'''

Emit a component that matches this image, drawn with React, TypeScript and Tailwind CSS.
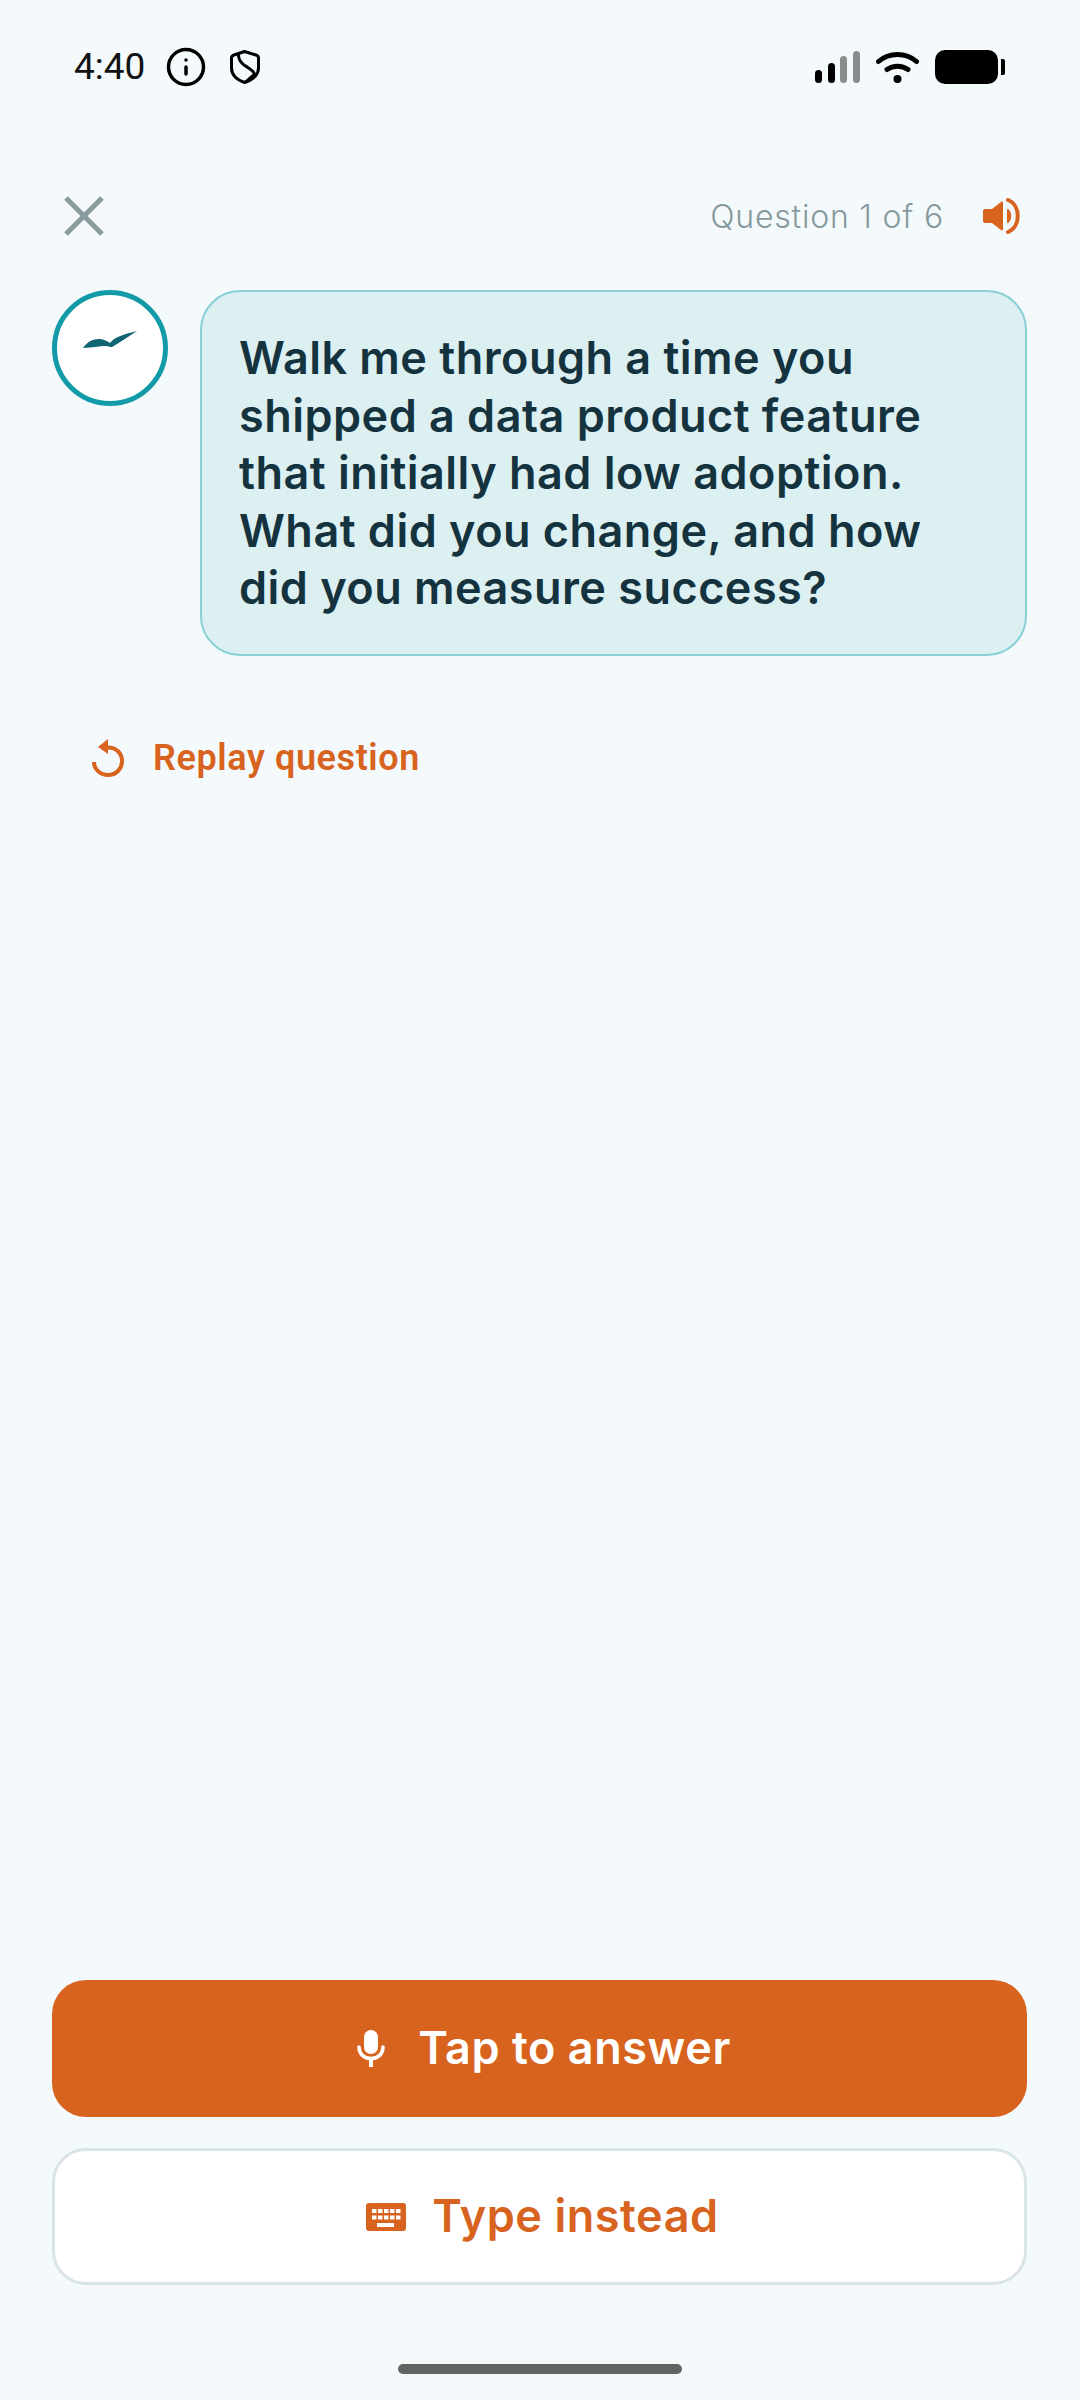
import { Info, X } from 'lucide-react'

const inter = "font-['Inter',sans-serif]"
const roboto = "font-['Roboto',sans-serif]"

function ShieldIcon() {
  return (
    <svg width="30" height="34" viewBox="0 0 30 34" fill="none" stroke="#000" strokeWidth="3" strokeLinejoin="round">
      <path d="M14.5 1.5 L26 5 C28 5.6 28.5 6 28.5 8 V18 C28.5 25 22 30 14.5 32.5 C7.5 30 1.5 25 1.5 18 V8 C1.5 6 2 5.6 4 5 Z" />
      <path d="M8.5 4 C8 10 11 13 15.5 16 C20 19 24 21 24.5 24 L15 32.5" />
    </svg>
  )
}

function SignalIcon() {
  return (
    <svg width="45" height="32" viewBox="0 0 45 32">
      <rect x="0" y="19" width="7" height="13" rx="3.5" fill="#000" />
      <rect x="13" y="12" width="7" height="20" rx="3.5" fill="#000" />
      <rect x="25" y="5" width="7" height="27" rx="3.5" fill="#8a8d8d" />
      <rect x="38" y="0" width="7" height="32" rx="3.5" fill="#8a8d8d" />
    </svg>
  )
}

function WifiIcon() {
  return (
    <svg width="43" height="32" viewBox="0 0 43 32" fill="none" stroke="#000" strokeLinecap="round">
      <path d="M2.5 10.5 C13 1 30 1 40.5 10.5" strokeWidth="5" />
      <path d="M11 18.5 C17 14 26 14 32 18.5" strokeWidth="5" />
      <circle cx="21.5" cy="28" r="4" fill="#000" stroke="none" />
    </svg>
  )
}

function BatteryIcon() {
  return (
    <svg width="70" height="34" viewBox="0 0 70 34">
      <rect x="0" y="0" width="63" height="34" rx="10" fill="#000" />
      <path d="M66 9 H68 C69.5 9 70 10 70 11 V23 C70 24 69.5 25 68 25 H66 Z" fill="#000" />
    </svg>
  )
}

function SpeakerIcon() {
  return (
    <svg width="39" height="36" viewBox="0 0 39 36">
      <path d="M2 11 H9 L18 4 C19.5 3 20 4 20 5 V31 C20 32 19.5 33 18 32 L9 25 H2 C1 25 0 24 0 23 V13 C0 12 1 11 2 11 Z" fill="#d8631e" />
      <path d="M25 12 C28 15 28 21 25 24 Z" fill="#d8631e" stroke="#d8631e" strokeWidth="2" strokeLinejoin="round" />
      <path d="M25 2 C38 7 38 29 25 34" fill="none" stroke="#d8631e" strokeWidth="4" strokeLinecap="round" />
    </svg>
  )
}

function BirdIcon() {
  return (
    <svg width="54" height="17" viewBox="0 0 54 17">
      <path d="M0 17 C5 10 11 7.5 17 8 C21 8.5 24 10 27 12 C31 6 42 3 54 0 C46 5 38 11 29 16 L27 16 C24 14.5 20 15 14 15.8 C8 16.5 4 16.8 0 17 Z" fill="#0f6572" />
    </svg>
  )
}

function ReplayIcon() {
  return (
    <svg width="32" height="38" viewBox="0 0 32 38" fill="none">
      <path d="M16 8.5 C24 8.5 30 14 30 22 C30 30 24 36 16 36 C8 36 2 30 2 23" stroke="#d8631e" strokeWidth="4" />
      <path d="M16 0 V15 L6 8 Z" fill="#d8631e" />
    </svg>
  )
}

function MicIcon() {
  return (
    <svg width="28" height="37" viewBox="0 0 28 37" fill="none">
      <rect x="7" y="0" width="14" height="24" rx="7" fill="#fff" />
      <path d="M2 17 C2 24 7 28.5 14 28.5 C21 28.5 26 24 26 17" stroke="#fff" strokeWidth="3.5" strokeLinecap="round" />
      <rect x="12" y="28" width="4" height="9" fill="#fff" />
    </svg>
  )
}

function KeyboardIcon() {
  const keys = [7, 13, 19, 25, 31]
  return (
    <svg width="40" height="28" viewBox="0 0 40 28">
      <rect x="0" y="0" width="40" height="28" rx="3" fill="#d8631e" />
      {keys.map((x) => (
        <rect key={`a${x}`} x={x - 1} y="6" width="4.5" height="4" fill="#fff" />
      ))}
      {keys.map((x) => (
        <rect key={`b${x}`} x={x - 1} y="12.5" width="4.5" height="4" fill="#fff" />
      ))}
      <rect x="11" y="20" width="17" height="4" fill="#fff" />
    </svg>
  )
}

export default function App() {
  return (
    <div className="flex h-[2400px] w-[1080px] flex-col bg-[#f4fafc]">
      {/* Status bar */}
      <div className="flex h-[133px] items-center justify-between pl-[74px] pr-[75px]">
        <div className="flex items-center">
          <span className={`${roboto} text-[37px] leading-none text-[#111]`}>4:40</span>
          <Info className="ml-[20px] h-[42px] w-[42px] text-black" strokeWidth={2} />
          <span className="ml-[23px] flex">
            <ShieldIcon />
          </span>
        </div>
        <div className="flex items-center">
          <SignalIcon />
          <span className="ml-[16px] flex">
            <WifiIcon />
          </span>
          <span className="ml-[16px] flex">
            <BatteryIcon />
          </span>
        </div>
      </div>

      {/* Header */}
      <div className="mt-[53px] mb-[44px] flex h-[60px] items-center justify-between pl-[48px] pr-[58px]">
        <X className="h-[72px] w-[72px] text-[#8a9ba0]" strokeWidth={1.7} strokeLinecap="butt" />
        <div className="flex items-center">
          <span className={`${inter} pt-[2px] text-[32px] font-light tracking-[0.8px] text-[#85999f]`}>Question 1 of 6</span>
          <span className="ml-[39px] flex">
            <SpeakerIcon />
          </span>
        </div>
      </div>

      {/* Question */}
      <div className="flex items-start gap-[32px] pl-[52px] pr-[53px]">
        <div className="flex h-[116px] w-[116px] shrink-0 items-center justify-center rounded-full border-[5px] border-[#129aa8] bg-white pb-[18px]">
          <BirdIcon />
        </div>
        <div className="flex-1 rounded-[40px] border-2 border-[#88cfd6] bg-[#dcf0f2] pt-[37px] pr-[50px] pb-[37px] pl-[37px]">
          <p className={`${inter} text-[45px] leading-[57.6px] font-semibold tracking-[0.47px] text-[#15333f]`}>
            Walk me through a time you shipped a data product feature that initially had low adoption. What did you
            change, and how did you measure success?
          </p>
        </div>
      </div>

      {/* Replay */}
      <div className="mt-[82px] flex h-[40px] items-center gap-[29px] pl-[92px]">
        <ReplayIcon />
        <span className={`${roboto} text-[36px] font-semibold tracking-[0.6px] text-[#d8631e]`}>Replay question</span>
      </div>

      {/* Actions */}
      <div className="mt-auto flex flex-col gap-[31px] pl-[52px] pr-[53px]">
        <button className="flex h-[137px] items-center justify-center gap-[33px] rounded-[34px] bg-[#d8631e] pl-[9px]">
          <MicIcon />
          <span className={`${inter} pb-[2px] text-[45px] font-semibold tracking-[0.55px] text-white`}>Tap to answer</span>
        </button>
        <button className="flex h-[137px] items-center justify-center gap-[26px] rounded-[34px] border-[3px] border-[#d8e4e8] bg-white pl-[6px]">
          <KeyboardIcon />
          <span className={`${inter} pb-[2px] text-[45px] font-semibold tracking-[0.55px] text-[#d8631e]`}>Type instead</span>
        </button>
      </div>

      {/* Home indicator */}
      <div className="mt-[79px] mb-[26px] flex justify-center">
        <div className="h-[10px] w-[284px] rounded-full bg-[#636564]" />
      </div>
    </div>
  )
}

'''

## Do this
Check each line of the listing above for the string "that", then report only how many lines have it.

## Final result
2